I'm looking for the appropriate algorithm to use to compare two files. I think I can do better than diff
due to some added constraints.
What I have are two text files each containing a list of files. They are snapshots of all the files on a system taken at two different times. I want to figure out which files have been added or deleted between the two snapshots.
I could use diff
to compare these files, but I don't want to because:
diff
tries to group changes together, finding which chunks in a file have changed. I'm only looking for a list of lines that have changed, and that should be a much simpler problem than finding the longest-common-subsequence or some such thing.Generalized diff algorithms are O(mn) in runtime or space. I'm looking for something more like O(m+n) in time and O(1) in space.

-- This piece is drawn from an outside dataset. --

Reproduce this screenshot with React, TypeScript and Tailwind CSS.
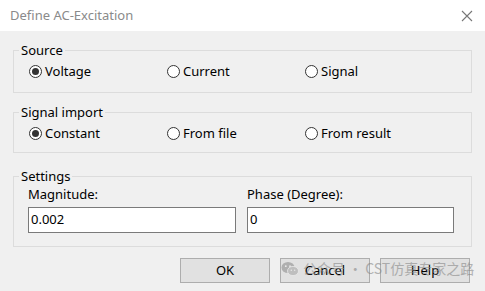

Here are the constraints on the problem:
The file listings are in the same order in both files. They are not necessarily in alphabetical order, but they are in the same relative order.
Most of the time there will be no differences between the lists. If there are differences, there will usually only be a handful of new/deleted files.
I don't need to group the results together, like saying "this entire directory was deleted" or "lines 100-200 are new". I can individually list each line that is different.
I'm thinking this is equivalent to the problem of having two sorted lists and trying to figure out the differences between the two lists. The hitch is the list items aren't necessarily sorted alphabetically, so you don't know if one item is "greater" than another. You just know that the files that are present in both lists will be in the same order.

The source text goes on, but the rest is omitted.